Perhaps, it is the arrival of Bazooka Pam that prompted the Indian government to suddenly wake up to the “X-rated” content of some shows and clamp a few meaningless restrictions on them. By trying to push back the slots of shows that beam “objectional and vulgar” content to 11 pm, some prudish babus must be patting themselves on the back for saving the country from moral degradation. Give us a break, fellas. The information and broadcasting (I&B) ministry officials should get a few basics in place first. Bared breasts and crude abuses no longer send shock waves across the nation. We, in India, are used to the sight of uncovered bosoms (women happily breastfeed their babies in crowded train compartments) and the gaalis Rakhi Sawant spouts on her show are mild compared to what one hears from politicians and members of Parliament in public. Balasaheb Thackeray spares nobody when he decides to lash out — his abuses cover generations and involve animals, sisters, mothers, brothers, friends and enemies. So what? Does that lead to rioting on the streets? If this silly directive is designed to protect our children, someone please tell those fellows, desi children rarely sleep before midnight. We are not British. Our kids are seen and heard. Annoying but true. In which middle class Indian family are the bachchas packed off to bed at 7 pm after supper at 6 pm? Television time largely remains unmonitored and unrestricted. It is considered bonding time. Families that watch heaving bosoms and hectic pelvic thrusts together, stay together. Big deal. What kids watch (or aren’t supposed to) ought to be the parents’ and not the government’s responsibility. Going by this new “adults only” ruling, what about commercial Hindi films that feature the most provocative “item songs” and are peppered with abuses with actors screaming “bastard” routinely? Kids watch those and worse… so why the double standards? One set of rules for television programming, another for cinema?

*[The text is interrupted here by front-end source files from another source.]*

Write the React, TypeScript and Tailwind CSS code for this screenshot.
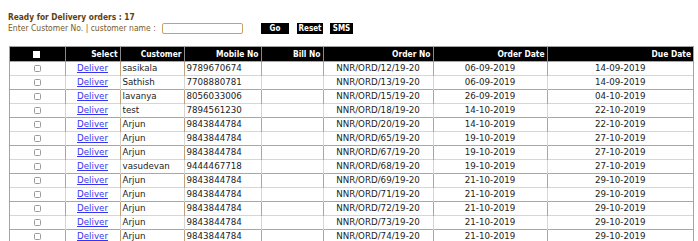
import React from "react";

const rows: [string, string, string, string, string][] = [
  ["sasikala", "9789670674", "NNR/ORD/12/19-20", "06-09-2019", "14-09-2019"],
  ["Sathish", "7708880781", "NNR/ORD/13/19-20", "06-09-2019", "14-09-2019"],
  ["lavanya", "8056033006", "NNR/ORD/15/19-20", "26-09-2019", "04-10-2019"],
  ["test", "7894561230", "NNR/ORD/18/19-20", "14-10-2019", "22-10-2019"],
  ["Arjun", "9843844784", "NNR/ORD/20/19-20", "14-10-2019", "22-10-2019"],
  ["Arjun", "9843844784", "NNR/ORD/65/19-20", "19-10-2019", "27-10-2019"],
  ["Arjun", "9843844784", "NNR/ORD/67/19-20", "19-10-2019", "27-10-2019"],
  ["vasudevan", "9444467718", "NNR/ORD/68/19-20", "19-10-2019", "27-10-2019"],
  ["Arjun", "9843844784", "NNR/ORD/69/19-20", "21-10-2019", "29-10-2019"],
  ["Arjun", "9843844784", "NNR/ORD/71/19-20", "21-10-2019", "29-10-2019"],
  ["Arjun", "9843844784", "NNR/ORD/72/19-20", "21-10-2019", "29-10-2019"],
  ["Arjun", "9843844784", "NNR/ORD/73/19-20", "21-10-2019", "29-10-2019"],
  ["Arjun", "9843844784", "NNR/ORD/74/19-20", "21-10-2019", "29-10-2019"],
];

const bold = "font-['DejaVu_Sans_Condensed','DejaVu_Sans',sans-serif] font-bold";
const th = `${bold} text-[8.4px] text-white text-right pr-[2px] border-l border-[#8a8a8a] first:border-l-0 h-[14px] leading-[14px] p-0`;

export default function App() {
  return (
    <div className="w-[698px] h-[241px] overflow-hidden bg-white font-['DejaVu_Sans',sans-serif]">
      <div className="pl-[8px] pt-[11px]">
        <div className={`${bold} text-[8.3px] leading-[12px] text-[#5e4110]`}>
          Ready for Delivery orders : 17
        </div>
        <div className="flex items-center h-[12px] mt-[-1px]">
          <span className="font-['DejaVu_Sans_Condensed','DejaVu_Sans',sans-serif] text-[8.5px] text-[#7a5a28] w-[154px] whitespace-nowrap">
            Enter Customer No. | customer name :
          </span>
          <span className="ml-[0px] w-[81px] h-[11px] border border-[#c9a068] rounded-[2px] bg-white" />
          <span className={`${bold} ml-[18px] w-[28px] h-[11px] bg-black text-white text-[8px] leading-[11px] text-center`}>Go</span>
          <span className={`${bold} ml-[8px] w-[26px] h-[11px] bg-black text-white text-[8px] leading-[11px] text-center`}>Reset</span>
          <span className={`${bold} ml-[7px] w-[23px] h-[11px] bg-black text-white text-[8px] leading-[11px] text-center`}>SMS</span>
        </div>
      </div>
      <div className="ml-[9px] mt-[12px] w-[685px] border border-[#a3a3a3]">
        <table className="w-full table-fixed border-collapse">
          <colgroup>
            <col className="w-[55px]" />
            <col className="w-[55px]" />
            <col className="w-[64px]" />
            <col className="w-[77px]" />
            <col className="w-[62px]" />
            <col className="w-[110px]" />
            <col className="w-[114px]" />
            <col className="w-[146px]" />
          </colgroup>
          <thead>
            <tr className="bg-black">
              <th className={`${th} !text-center`}>
                <span className="inline-block w-[7px] h-[7px] bg-white align-middle" />
              </th>
              <th className={th}>Select</th>
              <th className={th}>Customer</th>
              <th className={th}>Mobile No</th>
              <th className={th}>Bill No</th>
              <th className={th}>Order No</th>
              <th className={th}>Order Date</th>
              <th className={th}>Due Date</th>
            </tr>
          </thead>
          <tbody className="text-[8.7px] text-[#222]">
            {rows.map((r, i) => {
              const bc = i % 2 === 0 ? "border-[#c4a07c]" : "border-[#d6d6d6]";
              const td = `h-[14px] leading-[13px] p-0 border-t border-l first:border-l-0 ${bc} whitespace-nowrap`;
              return (
                <tr key={i}>
                  <td className={`${td} text-center`}>
                    <span className="inline-block w-[7px] h-[7px] border border-[#9a9a9a] rounded-[1.5px] align-middle" />
                  </td>
                  <td className={`${td} text-center`}>
                    <a href="#" className="text-[#3535f0] underline">Deliver</a>
                  </td>
                  <td className={`${td} pl-[2px]`}>{r[0]}</td>
                  <td className={`${td} pl-[2px]`}>{r[1]}</td>
                  <td className={td}></td>
                  <td className={`${td} text-center`}>{r[2]}</td>
                  <td className={`${td} text-center`}>{r[3]}</td>
                  <td className={`${td} text-center`}>{r[4]}</td>
                </tr>
              );
            })}
          </tbody>
        </table>
      </div>
    </div>
  );
}
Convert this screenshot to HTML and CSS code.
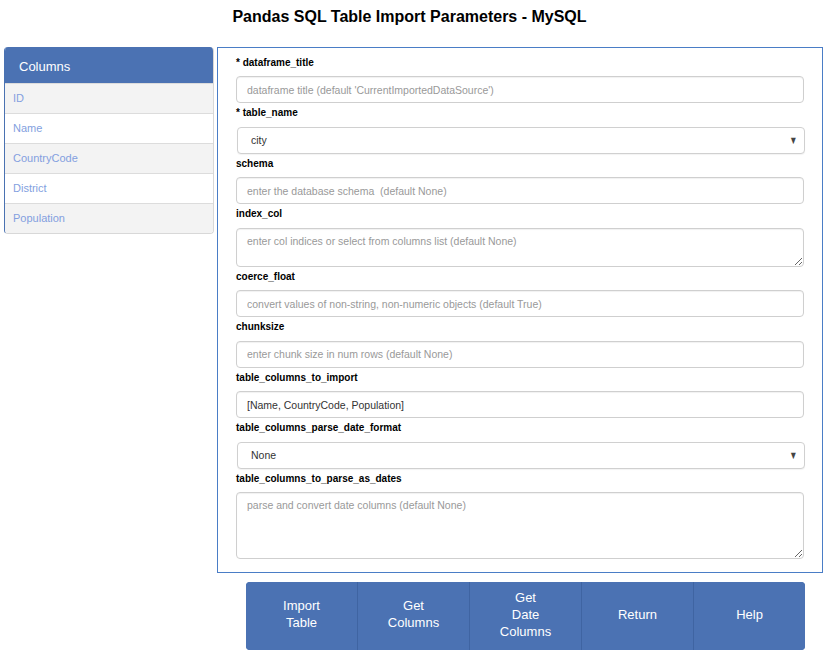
FILE: index.html
```html
<!DOCTYPE html>
<html lang="en">
<head>
<meta charset="utf-8">
<title>Pandas SQL Table Import Parameters - MySQL</title>
<link rel="stylesheet" href="styles.css">
</head>
<body>
  <h1 class="title">Pandas SQL Table Import Parameters - MySQL</h1>
  <div class="layout">
    <aside class="columns-panel">
      <div class="columns-header">Columns</div>
      <ul class="columns-list">
        <li class="col-item alt">ID</li>
        <li class="col-item">Name</li>
        <li class="col-item alt">CountryCode</li>
        <li class="col-item">District</li>
        <li class="col-item alt">Population</li>
      </ul>
    </aside>
    <div class="main">
      <form class="params">
        <label class="field-label">* dataframe_title</label>
        <input class="field-input" type="text" placeholder="dataframe title (default 'CurrentImportedDataSource')">

        <label class="field-label">* table_name</label>
        <div class="field-select"><span>city</span><span class="arrow">&#9660;</span></div>

        <label class="field-label">schema</label>
        <input class="field-input" type="text" placeholder="enter the database schema  (default None)">

        <label class="field-label">index_col</label>
        <textarea class="field-area short" placeholder="enter col indices or select from columns list (default None)"></textarea>

        <label class="field-label">coerce_float</label>
        <input class="field-input" type="text" placeholder="convert values of non-string, non-numeric objects (default True)">

        <label class="field-label">chunksize</label>
        <input class="field-input" type="text" placeholder="enter chunk size in num rows (default None)">

        <label class="field-label">table_columns_to_import</label>
        <input class="field-input" type="text" value="[Name, CountryCode, Population]">

        <label class="field-label">table_columns_parse_date_format</label>
        <div class="field-select"><span>None</span><span class="arrow">&#9660;</span></div>

        <label class="field-label">table_columns_to_parse_as_dates</label>
        <textarea class="field-area tall" placeholder="parse and convert date columns (default None)"></textarea>
      </form>
      <div class="actions">
        <button class="action" type="button">Import<br>Table</button>
        <button class="action" type="button">Get<br>Columns</button>
        <button class="action" type="button">Get<br>Date<br>Columns</button>
        <button class="action" type="button">Return</button>
        <button class="action" type="button">Help</button>
      </div>
    </div>
  </div>
</body>
</html>
```
FILE: styles.css
```css
* { box-sizing: border-box; }

body {
  margin: 0;
  font-family: "Liberation Sans", Arial, Helvetica, sans-serif;
  color: #000;
  background: #fff;
}

.title {
  margin: 8px 0 21px 0;
  padding-right: 14px;
  font-size: 16px;
  line-height: 18px;
  font-weight: bold;
  text-align: center;
}

.layout {
  display: flex;
  align-items: flex-start;
  gap: 3px;
  padding-left: 4px;
}

.columns-panel {
  width: 210px;
  border: 1px solid #d8d8d8;
  border-left: 1px solid #4a72b2;
  border-top: none;
  border-radius: 4px;
  overflow: hidden;
  background: #fff;
}

.columns-header {
  height: 36px;
  line-height: 33px;
  padding: 3px 0 0 14px;
  background: #4b72b3;
  color: #fff;
  font-size: 13px;
}

.columns-list {
  list-style: none;
  margin: 0;
  padding: 0;
}

.col-item {
  height: 30px;
  line-height: 29px;
  border-top: 1px solid #dcdcdc;
  padding-left: 8px;
  font-size: 11px;
  color: #839fe0;
  background: #fff;
}

.col-item.alt { background: #f3f3f3; }

.main {
  width: 606px;
}

.params {
  display: flex;
  flex-direction: column;
  border: 1px solid #4a7dc6;
  padding: 4.5px 18px 13px 18px;
}

.field-label {
  display: block;
  margin: 3px 0 6.5px 0;
  font-size: 10px;
  line-height: 14px;
  font-weight: bold;
  color: #000;
}

.field-input,
.field-area {
  display: block;
  width: 568px;
  margin: 0;
  border: 1px solid #cfcfcf;
  border-radius: 4px;
  box-shadow: inset 0 1px 1px rgba(0, 0, 0, 0.06);
  font-family: "Liberation Sans", Arial, Helvetica, sans-serif;
  font-size: 10.5px;
  color: #333;
  background: #fff;
}

.field-input {
  height: 27px;
  padding: 0 10px;
}

.field-area {
  padding: 6px 10px;
  resize: vertical;
}

.field-area.short { height: 39px; }
.field-area.tall { height: 67px; }

.field-input::placeholder,
.field-area::placeholder {
  color: #999;
  opacity: 1;
}

.field-select {
  display: flex;
  align-items: center;
  justify-content: space-between;
  width: 568px;
  height: 27px;
  margin-left: 1px;
  padding: 0 5px 0 13px;
  border: 1px solid #d0d0d0;
  border-radius: 4px;
  box-shadow: 0 1px 1px rgba(0, 0, 0, 0.05);
  font-size: 10.5px;
  color: #333;
  background: #fff;
}

.field-select .arrow {
  font-size: 11px;
  color: #444;
  transform: scaleX(0.75);
}

.actions {
  display: flex;
  margin: 9px 0 0 29px;
  width: 559px;
  height: 68px;
  border-radius: 4px;
  overflow: hidden;
  background: #4b72b3;
}

.action {
  flex: 1 1 0;
  margin: 0;
  border: none;
  border-left: 1px solid #3f64a2;
  background: #4b72b3;
  color: #fff;
  font-family: "Liberation Sans", Arial, Helvetica, sans-serif;
  font-size: 13px;
  line-height: 17px;
  text-align: center;
  padding: 0 0 4px 0;
}

.action:first-child { border-left: none; }
```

Our society is schizophrenic and confused. News bulletins carry detailed reports about a villainous cop called S.P.S. Rathore, who molested Ruchika Girhotra, a teenager, but are not allowed to carry clips from reality shows that are deemed offensive. What could be worse or more obscene than the smug smile of a sexual predator whose defenceless victim (Ruchika) committed suicide? There are rapist cops on the loose in nearly every city of India. The TV reportage of such cases is anything but coy, restrained or discreet. Sensationalising news while focusing on the gory aspects of crime has become the rule, given the unhealthy TRP wars being fought fiercely by the big players. So-called “talent hunts” on television, featuring precocious kids indulging in the most risqué dance moves, remain unmonitored and accessible to any and everybody. In any case, what’s the Internet for if not to surf? How many parents check what their precious bachchalog watch obsessively for hours on end?
This new government diktat is meaningless and unfair. All reality shows are phoney, most are fixed. This is the space in which appalling taste meets eager eyeballs. So be it. The ultimate power remains in the hands of viewers. The person who holds the remote control, is the sole decision-maker as to what is acceptable viewing and what isn’t. Indians are not sheep. Let us, the viewers, be the ones to take a call on whether or not we wish to ogle Ms Anderson’s ample assets or clean our ears after Ms Sawant is done with her raving and ranting on camera. Whether it is the bleeped out cuss words on Emotional Atyachaar or the aggro attitude displayed by Roadies on a rampage — this is the 21st century, folks. Anything goes! So long as it sells. Before the government gets into the act and dictates what our kids can watch and when, how about a thorough scrutiny of what constitutes actual pornography in today’s transparent times — like the live telecast of parliamentary proceedings? That is perhaps the only time concerned parents feel like shielding the eyes and plugging the ears of impressionable kids. Pamela’s boobs harm nobody. But the atrocious behaviour of some of our netas definitely damages the delicate psyches of India’s youth. Pamela will pick up her pay packet and jet off to Malibu to be with her two sons, Dylan, 13, and Brandon, 14. We, in India, will be left panting for more. Unless, of course, those amazingly canny TV bosses locate an international has-been with even bigger body parts, or a local starlet with a filthier vocabulary than our Rakhi’s.
Tauba! Tauba! What will those moralistic masterjis in the I&B ministry do then? 3.30 am may become the new slot for prime time viewing. Even at that ghastly hour, our pesky kids will be wide awake and watching. Bottoms up, everyone.